The two officers, one black and one white, pulled him over because they said he ran a stop sign. They let him go with a warning, but Bleu said it was a good example of how precarious his life is: “Imagine if I got a ticket. Now think about how would I pay my bills and pay that ticket and pay whatever court cost that they would give me if I had to go to court?” He continued: “Making $200 every two weeks doesn’t leave much room for incidentals like this.”
How much room is there in anyone’s life for a mistake or the perception of a mistake if you’re young and black in America? How much of the American dream hangs in the balance? For the dozens of people I talked to, the reality is that if we want our dreams to come true, all too often we have to be almost perfect, making the right decisions all the time. Not getting that ticket. Not listening to that mortgage broker. Not speaking up.
I left the letter open on my dining room table for months. Ignored the others that followed. I was never able to send back the form to join the class-action suit. I couldn’t admit that I had been duped. I wanted to have something that felt like mine.
I know the history of this country, know the history of redlining, know how my grandparents were locked out of neighborhoods because of their skin color. But for some reason I was still surprised. I would say I was mad, but more than that, I was hurt that I had been lulled into some kind of false bourgeois comfort that had made me think that my life was different from my predecessors’ lives.
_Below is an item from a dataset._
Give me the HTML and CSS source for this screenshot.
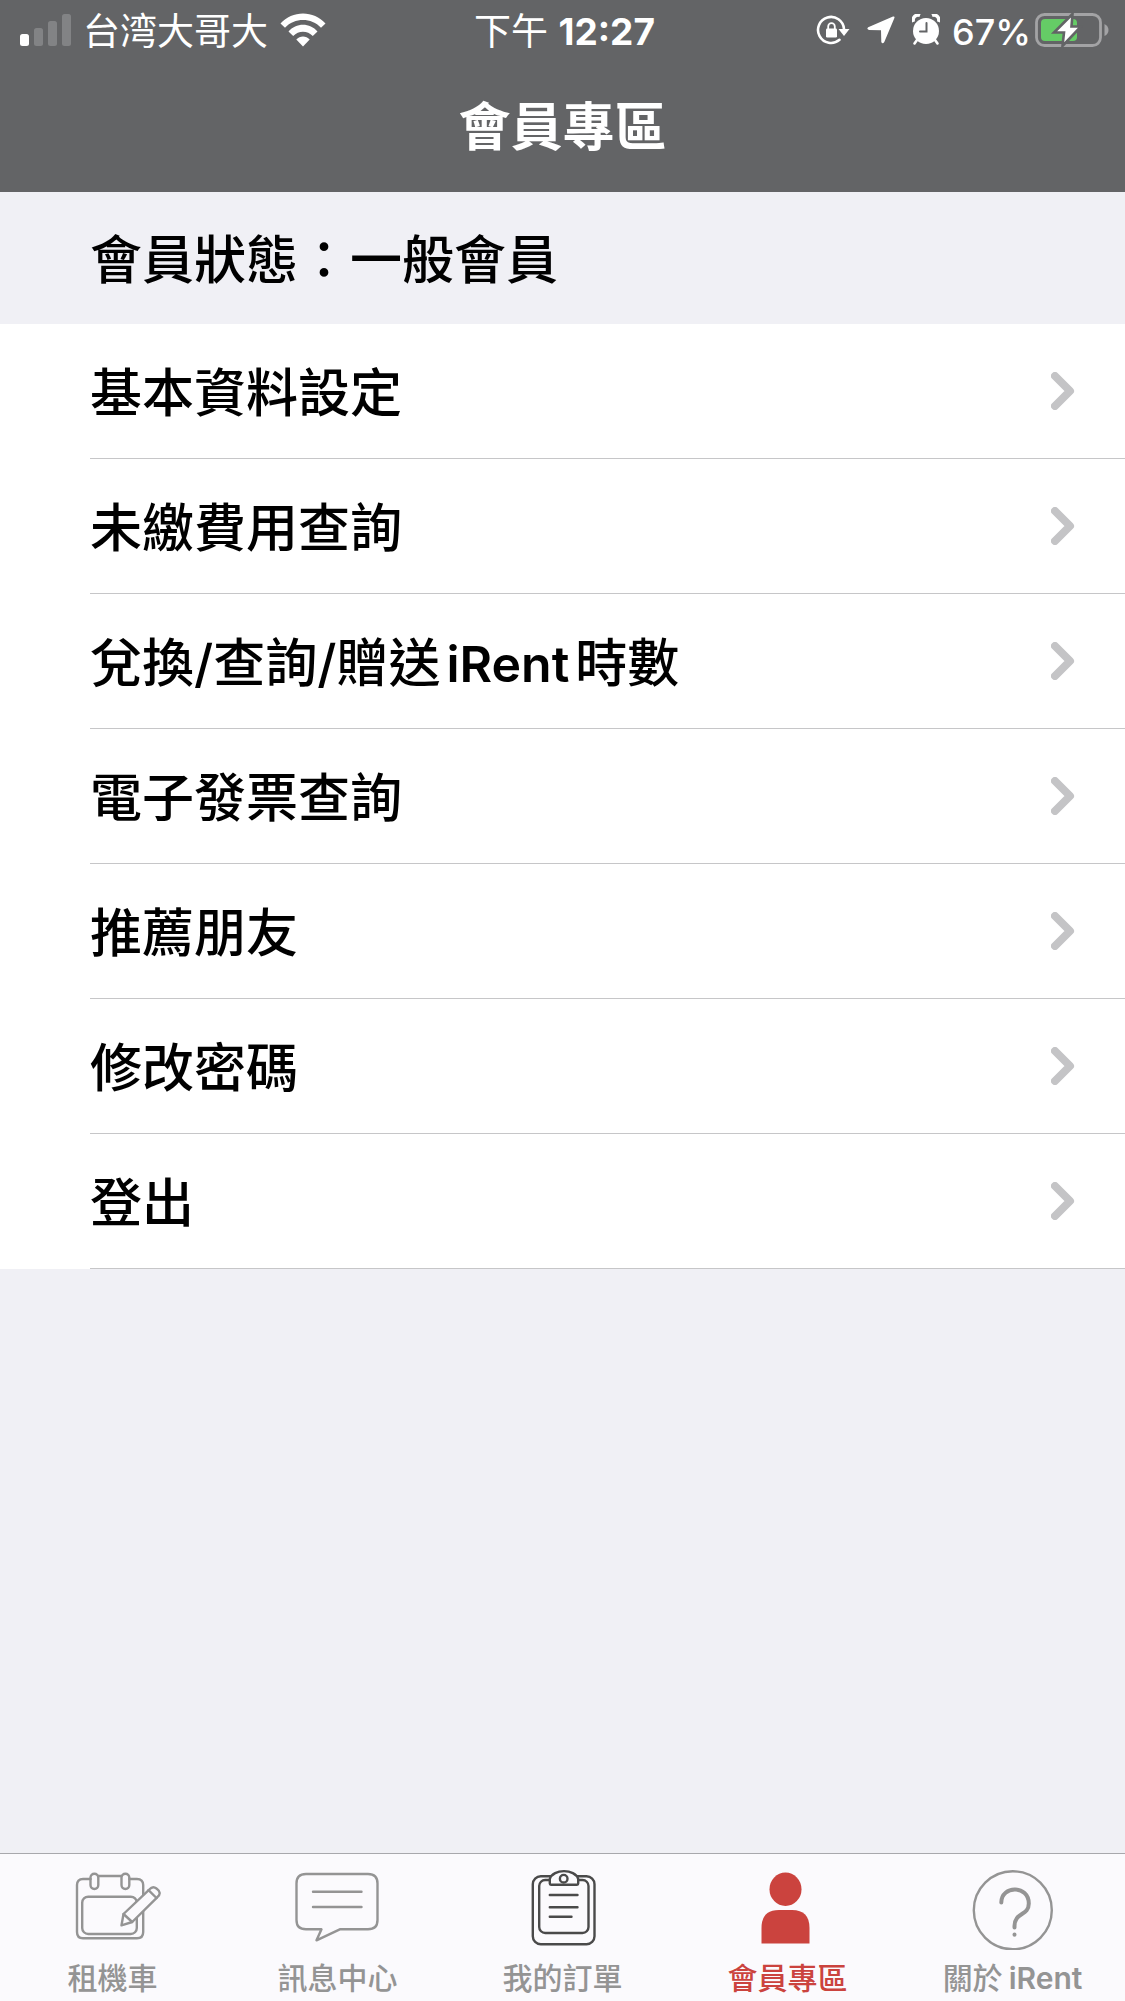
FILE: index.html
```html
<!DOCTYPE html>
<html lang="zh-Hant-TW">
    <head>
        <meta charset="UTF-8" />
        <meta name="viewport" content="width=device-width, initial-scale=1.0" />
        <title>會員專區</title>
        <link rel="stylesheet" href="styles.css">
    </head>
    <body>
        <header class="top">
            <div class="status-bar">
                <div class="status-left">
                    <svg class="signal" width="51" height="32" viewBox="0 0 51 32">
                        <rect x="0" y="20" width="9" height="12" rx="2.5" />
                        <g opacity="0.2">
                            <rect x="14" y="14" width="9" height="18" rx="2.5" />
                            <rect x="28" y="7" width="9" height="25" rx="2.5" />
                            <rect x="42" y="0" width="9" height="32" rx="2.5" />
                        </g>
                    </svg>
                    <span>台湾大哥大</span>
                    <svg class="wifi" width="46" height="34" viewBox="0 0 46 34">
                        <path d="M0.5 10.5 C12-3 34-3 45.500 10.500 L41 14.800 C31.500 4.500 14.500 4.500 5 14.800 Z" />
                        <path d="M8.500 18.500 C16 9.500 30 9.500 37.500 18.500 L32.800 23 C27.500 17.200 18.500 17.200 13.200 23 Z" />
                        <path d="M16.300 26.500 C20 22.400 26 22.400 29.700 26.500 L23 33.500 Z" />
                    </svg>
                </div>
                <div class="status-time"><span>下午 <b>12:27</b></span></div>
                <div class="status-right">
                    <svg width="34" height="34" viewBox="0 0 34 34">
                        <path d="M23.500 26.800 A13 13 0 1 1 28 16" fill="none" stroke="#fff" stroke-width="2.600" stroke-linecap="round" />
                        <path d="M22.500 16 H33.500 L28 23 Z" />
                        <rect x="10" y="15.500" width="11" height="9" rx="1.200" />
                        <path d="M12.200 16 V13.500 A3.300 3.300 0 0 1 18.800 13.500 V16" fill="none" stroke="#fff" stroke-width="1.800" />
                    </svg>
                    <svg class="arrow" width="28" height="28" viewBox="0 0 28 28">
                        <path d="M26 0.600 Q28 0 27.400 2 L17.300 26 Q15.500 28.500 14.300 26 L14 14.300 L2 14 Q-0.800 13 1.200 11.300 Z" />
                    </svg>
                    <svg width="28" height="32" viewBox="0 0 28 32">
                        <circle cx="14" cy="17" r="13" />
                        <path d="M1.500 8 A5 5 0 0 1 8 1.500 M20 1.500 A5 5 0 0 1 26.500 8" fill="none" stroke="#fff" stroke-width="3.500" />
                        <path d="M5 26 L2.500 29.500 M23 26 L25.500 29.500" stroke="#fff" stroke-width="2.600" stroke-linecap="round" />
                        <path d="M14.500 9 V17.500 H8" fill="none" stroke="#636466" stroke-width="2" stroke-linecap="round" />
                    </svg>
                    <span class="percent">67%</span>
                    <svg class="battery" width="74" height="36" viewBox="0 0 74 36">
                        <rect x="1.500" y="2.500" width="64" height="31" rx="8" fill="none" stroke="#a3a3a5" stroke-width="2.800" />
                        <path d="M69.500 12 Q73.500 14 73.500 18 Q73.500 22 69.500 24 Z" fill="#a3a3a5" />
                        <rect x="6" y="7" width="36" height="22" rx="4" fill="#65cc66" />
                        <path d="M37.500 2 L19 20.500 H29 L27.500 34 L46 14.500 H36.500 Z" fill="#fff" stroke="#636466" stroke-width="2.600" />
                    </svg>
                </div>
            </div>
            <h1 class="title">會員專區</h1>
        </header>

        <main class="content">
            <h2 class="member-status">會員狀態：一般會員</h2>
            <ul class="menu">
                <li><a href="#profile"><span class="label">基本資料設定</span><svg class="chevron" viewBox="0 0 24 38"><path d="M4 4 L19 19 L4 34" /></svg></a></li>
                <li><a href="#unpaid"><span class="label">未繳費用查詢</span><svg class="chevron" viewBox="0 0 24 38"><path d="M4 4 L19 19 L4 34" /></svg></a></li>
                <li><a href="#hours"><span class="label">兌換/查詢/贈送<span class="latin">iRent</span>時數</span><svg class="chevron" viewBox="0 0 24 38"><path d="M4 4 L19 19 L4 34" /></svg></a></li>
                <li><a href="#invoice"><span class="label">電子發票查詢</span><svg class="chevron" viewBox="0 0 24 38"><path d="M4 4 L19 19 L4 34" /></svg></a></li>
                <li><a href="#refer"><span class="label">推薦朋友</span><svg class="chevron" viewBox="0 0 24 38"><path d="M4 4 L19 19 L4 34" /></svg></a></li>
                <li><a href="#password"><span class="label">修改密碼</span><svg class="chevron" viewBox="0 0 24 38"><path d="M4 4 L19 19 L4 34" /></svg></a></li>
                <li><a href="#logout"><span class="label">登出</span><svg class="chevron" viewBox="0 0 24 38"><path d="M4 4 L19 19 L4 34" /></svg></a></li>
            </ul>
        </main>

        <nav class="tabs">
            <a class="tab" href="#rent">
                <svg viewBox="0 0 96 84">
                    <path d="M25.500 13 H18 Q12 13 12 19 V66 Q12 72.300 18 72.300 H72 Q78.200 72.300 78.200 66 V19 Q78.200 13 72 13 H64.500 M33.500 10 H56.500" />
                    <rect x="25.500" y="7.700" width="7.800" height="15.300" rx="3.900" />
                    <rect x="56.500" y="7.700" width="7.800" height="15.300" rx="3.900" />
                    <rect x="17.200" y="30.700" width="54.600" height="37.300" rx="6" />
                    <path class="solid" d="M56.500 59.300 L58.500 48 L84.500 23.300 Q87.800 19.500 91.500 22.500 Q97.500 27 92.200 31.300 L67.200 56 Z" />
                    <path d="M58.500 48 L67.200 56 M83.500 24.200 L91.500 32" />
                </svg>
                <span>租機車</span>
            </a>
            <a class="tab" href="#messages">
                <svg viewBox="0 0 96 84">
                    <path d="M16 8 H78 Q87.500 8 87.500 17.500 V54 Q87.500 63.300 78 63.300 H49.800 L26.500 74.300 L31.500 63.300 H16 Q6.500 63.300 6.500 54 V17.500 Q6.500 8 16 8 Z" />
                    <path d="M23 25.700 H71.500 M23 41 H71.500" />
                </svg>
                <span>訊息中心</span>
            </a>
            <a class="tab" href="#orders">
                <svg class="dark" viewBox="0 0 96 84">
                    <rect x="17.800" y="10.300" width="61.700" height="68" rx="8" />
                    <rect x="24.200" y="14" width="49.300" height="53" rx="6" />
                    <path class="solid" d="M36 18.700 Q34.800 18.700 34.800 17.500 V13 C38 2.500 60 2.500 63.200 13 V17.500 Q63.200 18.700 62 18.700 Z" />
                    <circle cx="48.700" cy="12.700" r="3.800" />
                    <path d="M34.800 29 H62.500 M34.800 41.300 H62.500 M34.800 50.700 H56.500" />
                </svg>
                <span>我的訂單</span>
            </a>
            <a class="tab active" href="#member" aria-current="page">
                <svg viewBox="0 0 96 84">
                    <ellipse cx="45.500" cy="23.300" rx="16" ry="16.700" />
                    <path d="M21.500 77.500 V62 Q21.500 44 39 44 H52 Q69.500 44 69.500 62 V77.500 Z" />
                </svg>
                <span>會員專區</span>
            </a>
            <a class="tab" href="#about">
                <svg viewBox="0 0 96 84">
                    <circle cx="47.800" cy="44.300" r="39" />
                    <path class="thick" d="M36.300 36.500 C36.300 19 63.800 19 63.800 37.500 C63.800 50 49.500 46 49.500 60 V61.500" />
                    <path class="thick" d="M49.500 68.600 V68.700" />
                </svg>
                <span>關於<span class="latin">iRent</span></span>
            </a>
        </nav>
    </body>
</html>
```

FILE: styles.css
```css
* {
    box-sizing: border-box;
}

body {
    display: flex;
    flex-direction: column;
    min-height: 100vh;
    margin: 0;
    font-family: Inter, "Noto Sans CJK TC", sans-serif;
    color: #000;
    background-color: #f0f0f5;
}

a {
    color: inherit;
    text-decoration: none;
}

svg {
    flex-shrink: 0;
}

/* header */
.top {
    color: #fff;
    background-color: #636466;
}

.status-bar {
    display: grid;
    grid-template-columns: 1fr auto 1fr;
    align-items: center;
    height: 60px;
    padding: 0 16px 0 20px;
    font-size: 37px;
    line-height: 56px;
}

.status-bar svg {
    fill: #fff;
}

.status-bar span {
    display: block;
    padding-top: 4px;
}

.status-left,
.status-right {
    display: flex;
    align-items: center;
}

.status-left {
    gap: 12px;
}

.status-right {
    justify-content: flex-end;
    gap: 17px;
    font-size: 36px;
    font-weight: 500;
}

.percent {
    margin-left: -5px;
}

.battery {
    margin-left: -13px;
}

.title,
.member-status {
    margin: 0;
    font-size: 52px;
}

.title {
    padding-top: 4px;
    font-weight: 700;
    line-height: 128px;
    text-align: center;
}

/* member menu */
.content {
    flex: 1;
}

.member-status {
    padding: 6px 0 0 90px;
    font-weight: 500;
    line-height: 126px;
}

.menu {
    margin: 0;
    padding: 0 0 0 90px;
    list-style: none;
    background-color: #fff;
}

.menu a {
    display: flex;
    align-items: center;
    justify-content: space-between;
    padding-right: 50px;
    border-bottom: 1px solid #c6c6c8;
    font-size: 52px;
    font-weight: 500;
    line-height: 128px;
}

.label {
    padding-top: 6px;
}

.latin {
    margin: 0 6px;
    font-size: 50px;
    font-weight: 600;
}

.chevron {
    width: 24px;
    height: 38px;
    fill: none;
    stroke: #c4c4c6;
    stroke-width: 8px;
    stroke-linecap: round;
    stroke-linejoin: round;
}

/* bottom tabs */
.tabs {
    display: grid;
    grid-template-columns: repeat(5, 1fr);
    border-top: 1px solid #a8a8ac;
    background-color: #fbfafd;
}

.tab {
    display: flex;
    flex-direction: column;
    align-items: center;
    padding-top: 12px;
    font-size: 30px;
    font-weight: 500;
    line-height: 45px;
    color: #949494;
}

.tab > span {
    padding-top: 6px;
}

.tab .latin {
    margin: 0 0 0 6px;
    font-size: 30px;
}

.tab svg {
    width: 96px;
    height: 84px;
    fill: none;
    stroke: #949494;
    stroke-width: 2.4px;
    stroke-linecap: round;
    stroke-linejoin: round;
}

.tab .dark {
    stroke: #4a4a4a;
}

.tab .solid {
    fill: #fbfafd;
}

.tab .thick {
    stroke-width: 4px;
}

.tab.active {
    color: #cb433e;
}

.tab.active svg {
    fill: #cb433e;
    stroke: none;
}
```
Sure, I had made it up that Hill, but at what cost?
I let the letter sit until it was too late. Years later, I got another notice. The mortgage company had decided to settle the discrimination case. It would pay a fee of several hundred dollars to each homeowner who had signed on to the class-action suit. Sometimes I’m still mad about that money I lost.
I finally decided to put the condo on the market in 2018. My version of the American dream downsized and put on hold. I sold it for far less than I paid in 2005.